Civil Society, Development & Aid, Environment, Headlines, Latin America & the Caribbean

LATIN AMERICA: Communities Should Go to Court Over Water

Emilio Godoy

MEXICO CITY, Oct 28 2011 (IPS) - Local communities in Latin America should go to court more often to fight for access to drinking water, regarded as a universal right, and combine legal action with social protests and political lobbying, experts say.

Geomembranes to collect and filter rainwater. Credit: Emilio Godoy/IPS

Geomembranes to collect and filter rainwater. Credit: Emilio Godoy/IPS

“People have already realised that legal action can be used as a last resort, because judges are less tainted by politicisation,” said Javier Gonzaga, a member of the Environmental Conflicts Observatory at the state University of Caldas in Colombia.

“Courts are accepting lawsuits related to water rights, and legal confirmation makes those water rights enforceable,” Gonzaga told IPS during a break in the Third Annual Meeting of the WATERLAT network, made up of researchers in Latin America and the Caribbean studying governance and citizenship in water management and environmental health.

Mexico provides a precedent, as in September a federal court ruled in favour of a resident in the community of Xochitepec in the central state of Morelos, about 100 km south of Mexico City, that had been without water services since the 1980s.

As a result, 100 poor families were able to get access to water in an area where luxury homes exist side by side with waterless neighbourhoods.

“Our first goal was fulfilled, because we wanted to have a judge recognise the right to water,” María Emanuelli, the delegate from the regional office of the Habitat International Coalition (HIC), told IPS. She was attending the Oct. 24-26 meeting in Mexico City on “the struggle against water inequality and injustice in Latin America and the Caribbean.”


“It is one approach that can be used, although not the only one,” she said.

Last year the United Nations General Assembly approved a resolution recognising access to water as a basic human right, which was made binding a month later by the Human Rights Council. Member countries must reform their legislation to be in compliance.

Thirty-four countries in the Americas committed themselves to legislate in accordance with the principles of the declaration.

By 2020, over half the region should have reduced inequality in access to drinking water and doubled the proportion of water that is treated.

Countries like Argentina, Bolivia, Ecuador and Uruguay have already incorporated the universal right of access to water in their constitutions, as well as amendments declaring water resources to be a public good.

“The water crisis is social, political and institutional in nature, not about scarcity or appropriate technology,” the coordinator of WATERLAT, Esteban Castro, told IPS.

“The overall trend in water conflicts is towards demanding water governance and management,” said Castro, a professor in the School of Geography, Politics and Sociology at Newcastle University in the U.K.
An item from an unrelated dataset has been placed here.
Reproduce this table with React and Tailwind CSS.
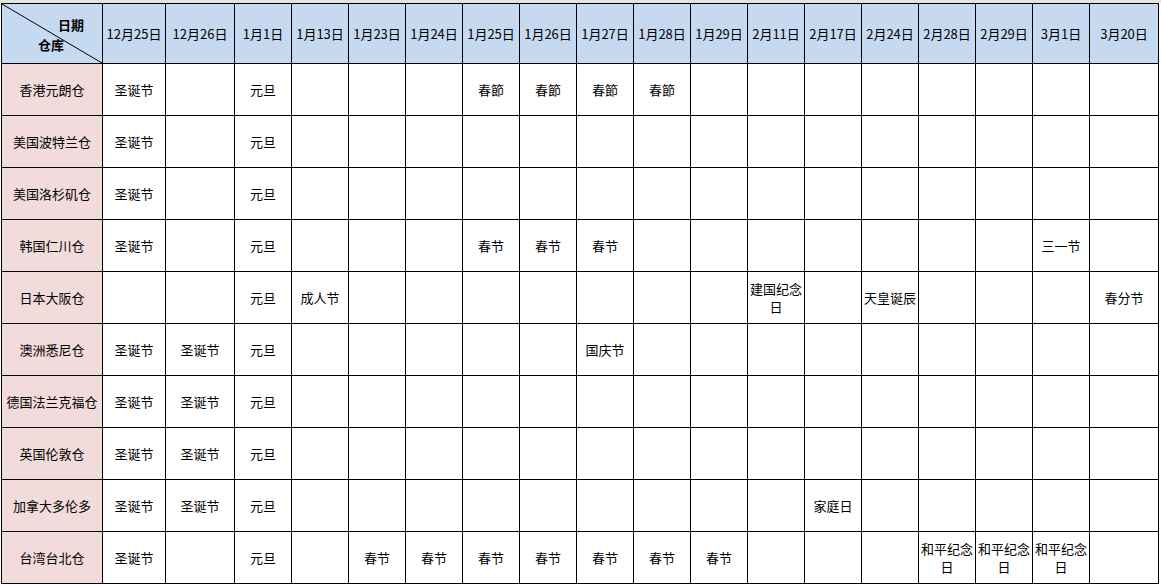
const DATES = [
  "12月25日", "12月26日", "1月1日", "1月13日", "1月23日", "1月24日",
  "1月25日", "1月26日", "1月27日", "1月28日", "1月29日", "2月11日",
  "2月17日", "2月24日", "2月28日", "2月29日", "3月1日", "3月20日",
];

// each row: warehouse name + { columnIndex: holiday }
const ROWS = [
  ["香港元朗仓", { 0: "圣诞节", 2: "元旦", 6: "春節", 7: "春節", 8: "春節", 9: "春節" }],
  ["美国波特兰仓", { 0: "圣诞节", 2: "元旦" }],
  ["美国洛杉矶仓", { 0: "圣诞节", 2: "元旦" }],
  ["韩国仁川仓", { 0: "圣诞节", 2: "元旦", 6: "春节", 7: "春节", 8: "春节", 16: "三一节" }],
  ["日本大阪仓", { 2: "元旦", 3: "成人节", 11: "建国纪念日", 13: "天皇诞辰", 17: "春分节" }],
  ["澳洲悉尼仓", { 0: "圣诞节", 1: "圣诞节", 2: "元旦", 8: "国庆节" }],
  ["德国法兰克福仓", { 0: "圣诞节", 1: "圣诞节", 2: "元旦" }],
  ["英国伦敦仓", { 0: "圣诞节", 1: "圣诞节", 2: "元旦" }],
  ["加拿大多伦多", { 0: "圣诞节", 1: "圣诞节", 2: "元旦", 12: "家庭日" }],
  [
    "台湾台北仓",
    {
      0: "圣诞节", 2: "元旦", 4: "春节", 5: "春节", 6: "春节", 7: "春节",
      8: "春节", 9: "春节", 10: "春节", 14: "和平纪念日", 15: "和平纪念日", 16: "和平纪念日",
    },
  ],
];

const cell = "flex items-center justify-center text-center px-[2px] leading-[18px]";

export default function App() {
  return (
    <div
      className="w-[1161px] h-[585px] bg-white text-[13px] text-black overflow-hidden"
      style={{ fontFamily: '"Noto Sans CJK SC", "Noto Sans", sans-serif' }}
    >
      <div className="h-[3px] bg-[#e4e4df]" />
      <div className="ml-px w-fit bg-black p-px grid gap-px grid-cols-[100px_62px_68px_repeat(15,56px)_68px] grid-rows-[59px_repeat(10,51px)]">
        <div className="relative bg-[#c5d9f1]">
          <svg className="absolute inset-0" width="100" height="59" viewBox="0 0 100 59">
            <line x1="0" y1="0" x2="100" y2="59" stroke="#000" strokeWidth="1" />
          </svg>
          <span className="absolute left-[56px] top-[11px] font-bold">日期</span>
          <span className="absolute left-[36px] top-[31px] font-bold">仓库</span>
        </div>
        {DATES.map((d) => (
          <div key={d} className={`${cell} bg-[#c5d9f1]`}>
            {d}
          </div>
        ))}

        {ROWS.map(([name, holidays]) => (
          <Row key={name} name={name} holidays={holidays} />
        ))}
      </div>
    </div>
  );
}

function Row({ name, holidays }) {
  return (
    <>
      <div className={`${cell} bg-[#f2dcdb]`}>{name}</div>
      {DATES.map((d, i) => (
        <div key={d} className={`${cell} bg-white`}>
          {holidays[i] || ""}
        </div>
      ))}
    </>
  );
}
In Mexico, 30 percent of households lack piped drinking water, and a further 15 percent are supplied with potable water every three days by other means, according to the National Institute of Statistics and Geography.

In Uruguay, by contrast, there is almost universal access to drinking water, which is enjoyed by 98 percent of the country’s 3.3 million people, according to official figures. And in Ecuador, water is supplied to 96 percent of the urban population and 74 percent of people living in rural areas.
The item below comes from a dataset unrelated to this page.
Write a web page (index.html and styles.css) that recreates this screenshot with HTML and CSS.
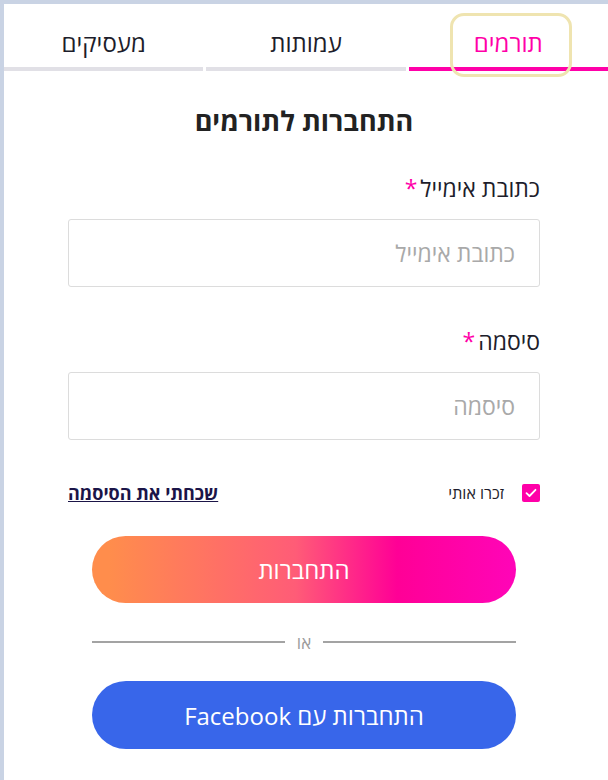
FILE: index.html
```html
<!DOCTYPE html>
<html lang="he" dir="rtl">
<head>
    <meta charset="UTF-8">
    <meta name="viewport" content="width=device-width, initial-scale=1.0">
    <title>התחברות לתורמים</title>
    <link rel="stylesheet" href="styles.css">
</head>
<body>
    <div class="page">
        <!-- לשוניות -->
        <nav class="tabs">
            <a class="tab tab-active" href="#">תורמים</a>
            <a class="tab" href="#">עמותות</a>
            <a class="tab" href="#">מעסיקים</a>
            <span class="tab-mark"></span>
        </nav>

        <main class="login">
            <h1 class="login-title">התחברות לתורמים</h1>

            <label class="field-label" for="email">כתובת אימייל<span class="req">*</span></label>
            <input class="field-input" type="email" id="email" placeholder="כתובת אימייל">

            <label class="field-label field-label-pass" for="password">סיסמה<span class="req">*</span></label>
            <input class="field-input" type="password" id="password" placeholder="סיסמה">

            <div class="remember-row">
                <label class="remember">
                    <span class="check-box">
                        <svg width="12" height="10" viewBox="0 0 12 10"><path d="M1.5 5.2 L4.5 8 L10.5 1.8" fill="none" stroke="#fff" stroke-width="1.8" stroke-linecap="round" stroke-linejoin="round"/></svg>
                    </span>
                    זכרו אותי
                </label>
                <a class="forgot" href="#">שכחתי את הסיסמה</a>
            </div>

            <button class="btn btn-login">התחברות</button>

            <div class="divider"><span>או</span></div>

            <button class="btn btn-facebook">התחברות עם Facebook</button>
        </main>
    </div>
</body>
</html>
```

FILE: styles.css
```css
/* רקע כללי ומסגרת */
body {
    margin: 0;
    background: #c9d3e4;
    font-family: "Open Sans", "DejaVu Sans", sans-serif;
    color: #222;
}
.page {
    margin: 4px 0 0 4px;
    height: 776px;
    background: #fff;
    overflow: hidden;
}

/* לשוניות */
.tabs {
    position: relative;
    display: flex;
    gap: 3px;
    height: 67px;
}
.tab {
    flex: 1;
    display: flex;
    align-items: center;
    justify-content: center;
    padding-top: 14px;
    font-size: 24px;
    color: #1d1d2b;
    text-decoration: none;
    border-bottom: 4px solid #e1e0e6;
}
.tab-active {
    color: #ff00a8;
    border-bottom-color: #ff00a8;
}
/* מסגרת הסימון סביב הלשונית */
.tab-mark {
    position: absolute;
    top: 9px;
    right: 36px;
    width: 122px;
    height: 64px;
    box-sizing: border-box;
    border: 3px solid #efe4b0;
    border-radius: 14px;
}

/* טופס */
.login {
    width: 472px;
    margin-right: 68px;
    display: flex;
    flex-direction: column;
}
.login-title {
    margin: 31px 0 0;
    font-size: 27px;
    font-weight: 700;
    text-align: center;
    line-height: 38px;
}
.field-label {
    margin-top: 32px;
    font-size: 23px;
    line-height: 32px;
    color: #1d1d2b;
}
.field-label-pass {
    margin-top: 38px;
}
.req {
    color: #ff00a8;
    margin-right: 3px;
}
.field-input {
    margin-top: 15px;
    height: 68px;
    box-sizing: border-box;
    padding: 0 24px;
    border: 1px solid #dcdcdc;
    border-radius: 3px;
    font-family: inherit;
    font-size: 23px;
    color: #222;
}
.field-input::placeholder {
    color: #a9a9a9;
}

/* זכור אותי / שכחתי */
.remember-row {
    margin-top: 43px;
    display: flex;
    justify-content: space-between;
    align-items: center;
    height: 20px;
}
.remember {
    display: flex;
    align-items: center;
    gap: 18px;
    font-size: 16px;
    color: #1d1d2b;
}
.check-box {
    width: 18px;
    height: 18px;
    border-radius: 2px;
    background: #ff00a8;
    display: flex;
    align-items: center;
    justify-content: center;
}
.forgot {
    font-size: 18px;
    font-weight: 700;
    color: #1b1548;
    text-decoration: underline;
}

/* כפתורים */
.btn {
    margin: 0 24px;
    height: 67px;
    border: none;
    border-radius: 34px;
    font-family: inherit;
    font-size: 24px;
    color: #fff;
    cursor: pointer;
}
.btn-login {
    margin-top: 33px;
    background: linear-gradient(to right, #ff8d4c 4%, #ff5c77 48%, #ff0096 72%, #ff05b8 100%);
}
.btn-facebook {
    height: 68px;
    background: #3866ea;
}
.divider {
    margin: 19px 24px 19px;
    height: 40px;
    display: flex;
    align-items: center;
    gap: 12px;
    color: #9c9c9c;
    font-size: 17px;
}
.divider::before,
.divider::after {
    content: "";
    flex: 1;
    height: 2px;
    background: #a3a3a3;
}
```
In the southeastern Mexican state of Veracruz, people in eight municipalities have organised a Committee called “Defensa Verde, Naturaleza para Siempre” (Green Defence, Nature Forever) to oppose the construction of the El Naranjal hydroelectric complex, which would involve diverting the Blanco river. The power station is designed to generate between 305 and 360 megawatts, making it the ninth largest in the country.

“The complex would reduce the flow of water in the river by 92 percent,” Beatriz Torres of the University of Veracruz, which supports the Committee, told IPS.

“People are afraid about flooding, the possible break-up of communities and the availability of water,” she said after participating in the Mexico City meeting.

A 1948 decree banned concessions for water use in the Blanco river basin, but this was repealed by the national government in 2006 in order to make way for projects like El Naranjal.

Local people opposing these projects, who are mainly coffee and sugarcane farmers, are hoping to be as successful as the communities affected by the La Parota dam in the southern state of Guerrero, whose protests have managed to block work on the dam since 2009.

The warnings by environmentalists and academics are particularly important because at least seven hydroelectric projects in Mexico are facing local opposition.

“A combination of different strategies, social protests, lawsuits and political action is needed. Demanding a constitutional reform is important,” said Gonzaga. The Mexican Congress rejected a proposal for a referendum to guarantee the right to water.

But a proposal for a constitutional amendment on water rights is pending in Mexico, as well as a reform of the 1992 National Water Law.

“The Water Law should be modified in a year’s time. We hope the spirit of the U.N. declaration (that water is a human right) will permeate the new law,” said Emanuelli.

WATERLAT’s Castro criticised the construction of large infrastructure works that jeopardise people’s right to water.

“The present conflicts are to protect water from pollution, to protest against the imposition of large construction projects and against insufficient protection against risks, and to defend water resources as a common good,” he said.